While the cookiecutter-metron-sensor helps you to create and complete all of the Metron sensor configuration files, it does not do anything to explain what those prompts mean. You still need to read the documentation for this. However, to assist you in your efforts I’ll walk you through the configuration prompts and point you to the documentation, so you understand what and why you need to configure it.

• sensor_name: This will be the name of the sensor in the Metron Management UI and determines the name of the parser Storm topology and the name of the Kafka consumer group.
• index_name: The name Metron will use to store the result of the Metron processing pipeline in HDFS, Elastic Search or Apache Solr.
• kafka_topic_name: This is the name of the Kafka topic the sensor parser will subscribe to.
• kafka_number_partitions: The number of partitions of the Kafka topic above. It also determines the number of “ackers” and Storm “spouts” of the sensor parser topology. If you’re not sure it’s good to start with 2 and increase this number later on, if you see that the parser topology builds up lag. Check the Metron performance tuning guide for more information.
• kafka_number_replicas: The number of replicas of the above Kafka topic. For data security and service availability reasons this should be 2 or 3.
• storm_number_of_workers: The number of Storm workers you want to launch for the sensor parser topology. Each worker is it’s own JVM Linux process with memory assigned to it. All Storm processing units will be distributed over these workers. For availability reasons use 2 or more workers.
• storm_parser_parallelism: This will affect how fast the sensor parser will be processing the incoming data stream. Per default cookiecutter sets it to your choice of kafka_number_partitions which as mentioned above affect the number of processing units reading the stream from Apache Kafka.
• batch_indexing_size: This is the batch size written to HDFS per writer and should be determined based on the parallelism and the number of events per second your are dealing with. Again, refer to the performance tuning guide.
• ra_indexing_size: Similar to batch_indexing_size, but for indexing to Elastic Search or Solr.
• write_to_hdfs: Select true if you want to use the batch indexing capabilities to HDFS.
• write_to_elastic_search: Select true if you want to use the random access indexing capabilities to Elastic Search.
• write_to_solr: Select true if you want to use the random access indexing capabilities to Apache Solr.
• write_to_hbase: Choose false if you want a “common” Metron pipeline [Parsing/Transforming] –> [Enrichment] –> [Indexing] –> [HDFS/Elastic/Solr]. Choose true if you want to onboard a stream ingest enrichment source [Parsing/Transforming] –> [HBase].

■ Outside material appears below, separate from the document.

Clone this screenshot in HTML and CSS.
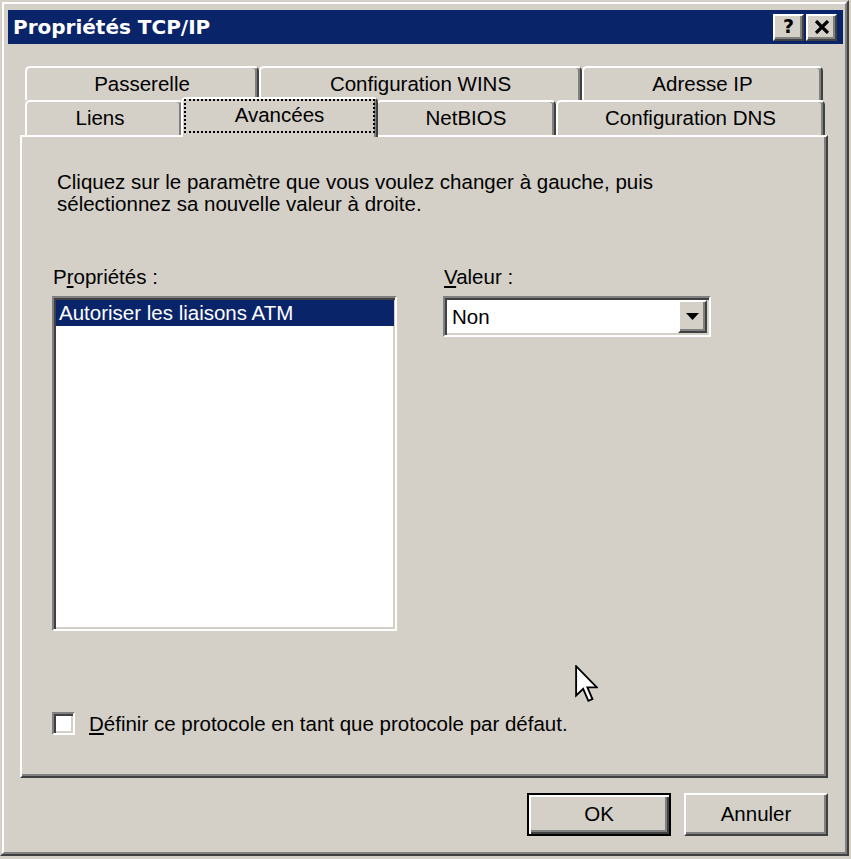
FILE: index.html
```html
<!DOCTYPE html>
<html lang="fr">
<head>
<meta charset="utf-8">
<title>Propriétés TCP/IP</title>
<link rel="stylesheet" href="styles.css">
</head>
<body>
<div class="window">
  <div class="frame">
    <div class="titlebar">
      <span class="title">Propriétés TCP/IP</span>
      <div class="caption-btns">
        <span class="cbtn help">?</span>
        <span class="cbtn close">
          <svg width="16" height="14" viewBox="0 0 16 14"><path d="M2 1 L14 13 M14 1 L2 13" stroke="#000" stroke-width="3.2" fill="none"/></svg>
        </span>
      </div>
    </div>

    <div class="tabs">
      <div class="tabrow back">
        <div class="tab t-passerelle">Passerelle</div>
        <div class="tab t-wins">Configuration WINS</div>
        <div class="tab t-ip">Adresse IP</div>
      </div>
      <div class="tabrow front">
        <div class="tab t-liens">Liens</div>
        <div class="tab t-avancees selected"><span class="focus">Avancées</span></div>
        <div class="tab t-netbios">NetBIOS</div>
        <div class="tab t-dns">Configuration DNS</div>
      </div>
    </div>

    <div class="panel">
      <p class="intro">Cliquez sur le paramètre que vous voulez changer à gauche, puis<br>sélectionnez sa nouvelle valeur à droite.</p>
      <div class="cols">
        <div class="col col-left">
          <div class="label">P<u>r</u>opriétés :</div>
          <div class="listbox">
            <div class="item selected-item">Autoriser les liaisons ATM</div>
          </div>
        </div>
        <div class="col col-right">
          <div class="label"><u>V</u>aleur :</div>
          <div class="combo">
            <span class="combo-value">Non</span>
            <span class="combo-drop">
              <svg width="13" height="7" viewBox="0 0 13 7"><path d="M0 0 H13 L6.5 7 Z" fill="#000"/></svg>
            </span>
          </div>
        </div>
      </div>
      <div class="check">
        <span class="checkbox"></span>
        <span class="check-label"><u>D</u>éfinir ce protocole en tant que protocole par défaut.</span>
      </div>
    </div>

    <div class="buttons">
      <button class="btn default">OK</button>
      <button class="btn">Annuler</button>
    </div>
  </div>

  <svg class="cursor" width="23" height="38" viewBox="0 0 12.4 20.4">
    <path d="M0.6 0.6 V16.4 L4.4 12.8 L7.2 19.3 L9.4 18.3 L6.7 12 H11.8 Z" fill="#fff" stroke="#000" stroke-width="1" stroke-linejoin="miter"/>
  </svg>
</div>
</body>
</html>
```

FILE: styles.css
```css
body {
  margin: 0;
  background: #d4d0c8;
  font-family: "Liberation Sans", Arial, sans-serif;
  font-size: 20.5px;
  color: #000;
}

.window {
  position: relative;
  width: 849px;
  height: 856px;
  box-sizing: border-box;
  border: 2px solid;
  border-color: #d4d0c8 #404040 #404040 #d4d0c8;
  background: #d4d0c8;
}

.frame {
  height: 100%;
  box-sizing: border-box;
  border: 2px solid;
  border-color: #fff #808080 #808080 #fff;
  padding: 6px 2px 0 4px;
  display: flex;
  flex-direction: column;
}

/* Title bar */
.titlebar {
  height: 34px;
  background: #0a246a;
  display: flex;
  align-items: center;
  justify-content: space-between;
  padding-left: 5px;
}

.title {
  font-family: "DejaVu Sans", sans-serif;
  font-weight: bold;
  font-size: 20px;
  color: #fff;
}

.caption-btns {
  display: flex;
  gap: 2px;
  margin-right: 6px;
}

.cbtn {
  width: 31px;
  height: 27px;
  box-sizing: border-box;
  background: #d4d0c8;
  border: 2px solid;
  border-color: #fff #404040 #404040 #fff;
  box-shadow: inset -2px -2px #808080;
  display: flex;
  align-items: center;
  justify-content: center;
}

.cbtn.help {
  font-family: "DejaVu Sans", sans-serif;
  font-weight: bold;
  font-size: 19px;
  line-height: 1;
  padding-bottom: 1px;
}

/* Tabs */
.tabs {
  margin-top: 22px;
  margin-left: 17px;
  position: relative;
  z-index: 2;
}

.tabrow {
  display: flex;
}

.tabrow.back {
  height: 34px;
}

.tabrow.front {
  height: 35px;
}

.tab {
  box-sizing: border-box;
  background: #d4d0c8;
  border-top: 2px solid #fff;
  border-left: 2px solid #fff;
  border-right: 2px solid #404040;
  box-shadow: inset -2px 0 #808080;
  border-radius: 5px 5px 0 0;
  display: flex;
  align-items: center;
  justify-content: center;
  padding-bottom: 1px;
}

.t-passerelle { width: 234px; }
.t-wins { width: 323px; }
.t-ip { width: 241px; }

.t-liens { width: 158px; padding-right: 8px; }
.t-avancees { width: 193px; }
.t-netbios { width: 180px; }
.t-dns { width: 269px; }

.tab.selected {
  position: relative;
  z-index: 3;
  margin: -3px -2px -2px -2px;
  width: 197px;
  padding: 0 1px 4px 1px;
  align-items: stretch;
}

.focus {
  flex: 1;
  border: 2px dotted #000;
  display: flex;
  align-items: center;
  justify-content: center;
  padding-bottom: 2px;
}

/* Panel */
.panel {
  position: relative;
  z-index: 1;
  height: 643px;
  box-sizing: border-box;
  margin: 0 15px 0 12px;
  border: 2px solid;
  border-color: #fff #404040 #404040 #fff;
  box-shadow: inset -2px -2px #808080;
  padding: 34px 0 0 30px;
}

.intro {
  margin: 0 0 0 5px;
  line-height: 22px;
}

.cols {
  display: flex;
  gap: 46px;
  margin-top: 51px;
}

.label {
  line-height: 22px;
  padding-left: 1px;
  margin-bottom: 8px;
}

.listbox {
  width: 345px;
  height: 335px;
  box-sizing: border-box;
  background: #fff;
  border: 2px solid;
  border-color: #808080 #fff #fff #808080;
  box-shadow: inset 2px 2px #404040, inset -2px -2px #d4d0c8;
  padding: 2px 1px 1px 2px;
}

.item {
  height: 26px;
  line-height: 26px;
  padding-left: 3px;
  white-space: nowrap;
}

.selected-item {
  background: #0a246a;
  color: #fff;
}

.combo {
  width: 268px;
  height: 41px;
  box-sizing: border-box;
  background: #fff;
  border: 2px solid;
  border-color: #808080 #fff #fff #808080;
  box-shadow: inset 2px 2px #404040, inset -2px -2px #d4d0c8;
  display: flex;
  align-items: stretch;
  justify-content: space-between;
  padding: 2px;
}

.combo-value {
  display: flex;
  align-items: center;
  padding-left: 5px;
}

.combo-drop {
  width: 29px;
  box-sizing: border-box;
  background: #d4d0c8;
  border: 2px solid;
  border-color: #fff #404040 #404040 #fff;
  box-shadow: inset -2px -2px #808080;
  display: flex;
  align-items: center;
  justify-content: center;
  padding-right: 1px;
}

.check {
  display: flex;
  align-items: center;
  margin-top: 80px;
  height: 25px;
}

.checkbox {
  width: 23px;
  height: 23px;
  box-sizing: border-box;
  background: #fff;
  border: 2px solid;
  border-color: #808080 #fff #fff #808080;
  box-shadow: inset 2px 2px #404040, inset -2px -2px #d4d0c8;
}

.check-label {
  margin-left: 14px;
}

/* Buttons */
.buttons {
  display: flex;
  justify-content: flex-end;
  gap: 13px;
  margin-top: 15px;
  padding-right: 15px;
}

.btn {
  width: 144px;
  height: 43px;
  box-sizing: border-box;
  background: #d4d0c8;
  font-family: inherit;
  font-size: 20.5px;
  color: #000;
  border: 2px solid;
  border-color: #fff #404040 #404040 #fff;
  box-shadow: inset -2px -2px #808080;
  padding: 0 0 2px 0;
}

.btn.default {
  border-color: #000;
  box-shadow: inset 2px 2px #fff, inset -2px -2px #404040, inset -4px -4px #808080;
}

.cursor {
  position: absolute;
  left: 573px;
  top: 663px;
}
```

  shew_table: The HBase table name you want to write to in case you use write_to_hbase. You can ignore this and use the defaults in case you don’t.
  shew_cf: The HBase column family name you want to write to in case you write_to_hbase. You can ignore this and use the defaults in case you don’t.
  shew_key_columns: The name of the field you want to act as the lookup-key for you enrichment source in case you write_to_hbase. You can ignore this and use the defaults in case you don’t.
  shew_enrichment_type: The name of the enrichment to uniquely identify this, when you want to use this enrichment. It will be part of the lookup-key. Only important in case you write_to_hbase. You can ignore this and use the defaults in case you don’t.
• parser_class_name: Select one of the possible parsers. Note: As all of these values, you can change that later in the Metron Management UI if you are using a custom parser or can’t find you parser in this list.
• grok_pattern_label: Per default this is the sensor_name in upper case letters, but you might want to change this.
• zookeeper_quorum: This is important for the deployment script so you can create a Kafka topic. If you deployed Metron using Ambari you’ll find this information in the Ambari UI.
• elastic_user: Important for the deployment. If your Elastic Server does not use the X-Pack for security you can leave this field empty.
• elastic_master: The URL to the Elastic Search Master server
• metron_user: An admin user that has access to the Metron REST server
• metron_rest: The URL to the Metron REST server.

Note: This cookiecutter-metron-sensor project is very young and work in progress to continuously add new features with time with the aim to make it even easier for a cyber security operator to master threat intelligence data flows.